NEW DELHI – At least five people were killed on Thursday when Maoist rebels attacked a police vehicle in India’s eastern state of Chhattisgarh, police said.
The attack using an explosive device took place around noon in the Dantewada district of the poll-bound state when a Central Industrial Security Force convoy was passing by, Gorkhnath Baghel, additional superintendent of police, told EFE.
Four civilians and a security official were killed, he said, adding three more were wounded.
The police officer blamed a Maoist rebel group, also known as Naxalites.
Thursday’s attack comes days before the start of two-phase state elections on Nov. 12 and Nov. 20.

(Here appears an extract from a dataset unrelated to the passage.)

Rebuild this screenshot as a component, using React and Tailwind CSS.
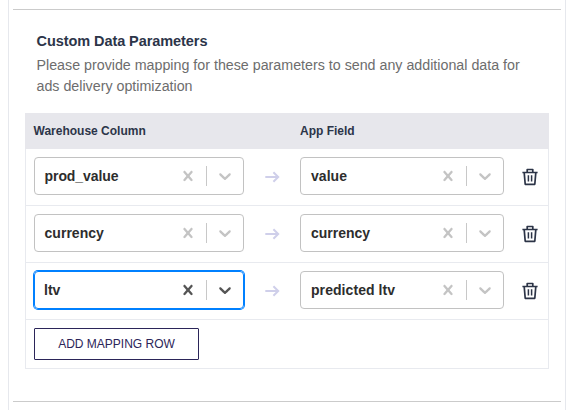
const CROSS =
  'M14.348 14.849c-0.469 0.469-1.229 0.469-1.697 0l-2.651-3.030-2.651 3.029c-0.469 0.469-1.229 0.469-1.697 0-0.469-0.469-0.469-1.229 0-1.697l2.758-3.15-2.759-3.152c-0.469-0.469-0.469-1.228 0-1.697s1.228-0.469 1.697 0l2.652 3.031 2.651-3.031c0.469-0.469 1.228-0.469 1.697 0s0.469 1.229 0 1.697l-2.758 3.152 2.758 3.15c0.469 0.469 0.469 1.229 0 1.698z';
const CHEVRON =
  'M4.516 7.548c0.436-0.446 1.043-0.481 1.576 0l3.908 3.747 3.908-3.747c0.533-0.481 1.141-0.446 1.574 0 0.436 0.445 0.408 1.197 0 1.615-0.406 0.418-4.695 4.502-4.695 4.502-0.217 0.223-0.502 0.335-0.787 0.335s-0.57-0.112-0.789-0.335c0 0-4.287-4.084-4.695-4.502s-0.436-1.17 0-1.615z';

function Indicator({ path, focused }) {
  return (
    <span className={`flex w-9 justify-center ${focused ? 'text-[#555]' : 'text-[#c4c4c4]'}`}>
      <svg width="20" height="20" viewBox="0 0 20 20" fill="currentColor">
        <path d={path} />
      </svg>
    </span>
  );
}

function Select({ value, focused, width, spacing }) {
  return (
    <div
      className={`flex h-[38px] shrink-0 items-center rounded border ${width} ${
        focused ? 'border-[#0080ff] shadow-[0_0_0_1px_#0080ff]' : 'border-[#c2c2c2]'
      }`}
    >
      <span className={`flex-1 text-[14px] leading-5 font-bold text-[#2d2d2d] ${spacing}`}>{value}</span>
      <Indicator path={CROSS} focused={focused} />
      <span className="h-5 w-px bg-[#c8c8c8]" />
      <Indicator path={CHEVRON} focused={focused} />
    </div>
  );
}

function Arrow() {
  return (
    <svg className="mt-[2px] ml-[21px] shrink-0" width="15" height="12" viewBox="0 0 15 12" fill="none" stroke="#cfcfea" strokeWidth="2">
      <path d="M0.3 6H13.2M8.4 1.2L13.2 6L8.4 10.8" />
    </svg>
  );
}

function Trash() {
  return (
    <svg className="mt-[2px] ml-[18px] shrink-0" width="16" height="18" viewBox="0 0 16 18" fill="none" stroke="#2c3447" strokeWidth="1.7">
      <path d="M0.4 4.5H15.6M5.2 4.2V1.5H10.8V4.2M2.2 4.6L3.2 16.3H12.8L13.8 4.6" strokeLinejoin="round" />
      <path d="M6.4 7.3V13.4M9.6 7.3V13.4" strokeWidth="1.5" />
    </svg>
  );
}

const rows = [
  { column: 'prod_value', field: 'value', columnSpacing: 'pl-[9.5px] tracking-[-0.06px]', fieldSpacing: 'pl-[10px] tracking-[0.05px]' },
  { column: 'currency', field: 'currency', columnSpacing: 'pl-[9.5px] tracking-[0.03px]', fieldSpacing: 'pl-[10px] tracking-[0px]' },
  { column: 'ltv', field: 'predicted ltv', focused: true, columnSpacing: 'pl-[9px] tracking-[0px]', fieldSpacing: 'pl-[10px] tracking-[0.07px]' },
];

export default function App() {
  return (
    <div className="h-[410px] w-[575px] overflow-hidden bg-white pl-2 font-['Liberation_Sans',Arial,sans-serif]">
      <div className="h-full w-[558px] border-x border-[#e6e8ed] px-1 pt-[9px]">
        <div className="h-[393px] border-y border-[#cbcbcb]">
          <div className="pt-[21px] pl-[23.5px]">
            <h2 className="text-[14.5px] leading-5 font-bold tracking-[-0.07px] text-[#2c3549]">Custom Data Parameters</h2>
            <p className="mt-1 text-[14.25px] leading-[21px] whitespace-nowrap text-[#6d6d6d]">
              Please provide mapping for these parameters to send any additional data for
              <br />
              ads delivery optimization
            </p>
          </div>
          <div className="mt-4 ml-3 h-[256px] w-[524px] border border-t-0 border-[#e8eaef]">
            <div className="-mx-px flex h-9 items-center bg-[#e7e7ec] pl-[8.5px] text-[12px] font-bold text-[#2c3549]">
              <span className="w-[266.5px]">Warehouse Column</span>
              <span>App Field</span>
            </div>
            {rows.map((row) => (
              <div key={row.column} className="flex h-[57px] items-center border-b border-[#e8eaef] pb-[2px] pl-2">
                <Select value={row.column} focused={row.focused} width="w-[210px]" spacing={row.columnSpacing} />
                <Arrow />
                <div className="ml-5">
                  <Select value={row.field} width="w-[204px]" spacing={row.fieldSpacing} />
                </div>
                <Trash />
              </div>
            ))}
            <button className="mt-2 ml-2 block h-8 w-[165px] rounded-[1px] border border-[#2b2559] text-[12px] text-[#2b2559]">
              ADD MAPPING ROW
            </button>
          </div>
        </div>
      </div>
    </div>
  );
}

Prime Minister Narendra Modi is to attend an election event in support of his Bharatiya Janata Party in the state, one of the worst hit by leftist violence.
The Naxalite movement, born out of a 1967 revolt in Naxalbari village in West Bengal, seeks to impose a Maoist agrarian revolution in India.
The insurgency continues to be active even after half a century of operations, particularly in the “red belt,” a mineral and resources-rich strip that runs through central and eastern India.
A camera operator from India’s public broadcaster Doordarshan and two police officers were killed on Oct. 30 in an attack by the rebels in Dantewada.
The Maoist conflict in India has caused 12,000 deaths, mostly civilians, over the last few decades.
According to South Asia Terrorism Portal, 345 people have been killed, 89 of them civilians, in leftist extremist incidents in India in 2018 as compared to 333, including 110 civilians, in 2017.